Carry none of the pictures over; set down the material below exactly.

>> START

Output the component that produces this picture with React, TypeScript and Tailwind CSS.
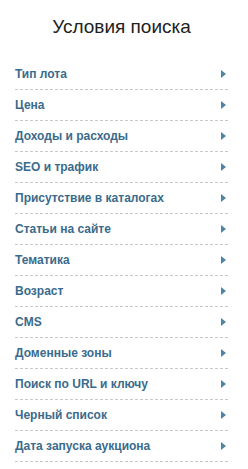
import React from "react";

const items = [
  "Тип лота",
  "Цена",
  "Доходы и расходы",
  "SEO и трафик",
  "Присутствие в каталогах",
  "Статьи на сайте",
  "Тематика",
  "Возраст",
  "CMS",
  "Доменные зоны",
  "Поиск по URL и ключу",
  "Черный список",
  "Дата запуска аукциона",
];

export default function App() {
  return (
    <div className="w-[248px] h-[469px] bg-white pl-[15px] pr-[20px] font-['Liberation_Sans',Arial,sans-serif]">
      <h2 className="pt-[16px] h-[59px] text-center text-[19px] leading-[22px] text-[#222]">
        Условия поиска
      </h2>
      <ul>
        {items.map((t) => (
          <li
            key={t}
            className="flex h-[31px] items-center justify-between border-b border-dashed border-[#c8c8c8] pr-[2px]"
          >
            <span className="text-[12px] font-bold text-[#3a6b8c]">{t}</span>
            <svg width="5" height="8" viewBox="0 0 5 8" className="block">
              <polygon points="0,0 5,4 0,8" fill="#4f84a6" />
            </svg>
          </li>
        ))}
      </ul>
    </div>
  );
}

>> END

Exercise result ->
Output the component that produces this picture with React, TypeScript and Tailwind CSS.
import React from "react";

const items = [
  "Тип лота",
  "Цена",
  "Доходы и расходы",
  "SEO и трафик",
  "Присутствие в каталогах",
  "Статьи на сайте",
  "Тематика",
  "Возраст",
  "CMS",
  "Доменные зоны",
  "Поиск по URL и ключу",
  "Черный список",
  "Дата запуска аукциона",
];

export default function App() {
  return (
    <div className="w-[248px] h-[469px] bg-white pl-[15px] pr-[20px] font-['Liberation_Sans',Arial,sans-serif]">
      <h2 className="pt-[16px] h-[59px] text-center text-[19px] leading-[22px] text-[#222]">
        Условия поиска
      </h2>
      <ul>
        {items.map((t) => (
          <li
            key={t}
            className="flex h-[31px] items-center justify-between border-b border-dashed border-[#c8c8c8] pr-[2px]"
          >
            <span className="text-[12px] font-bold text-[#3a6b8c]">{t}</span>
            <svg width="5" height="8" viewBox="0 0 5 8" className="block">
              <polygon points="0,0 5,4 0,8" fill="#4f84a6" />
            </svg>
          </li>
        ))}
      </ul>
    </div>
  );
}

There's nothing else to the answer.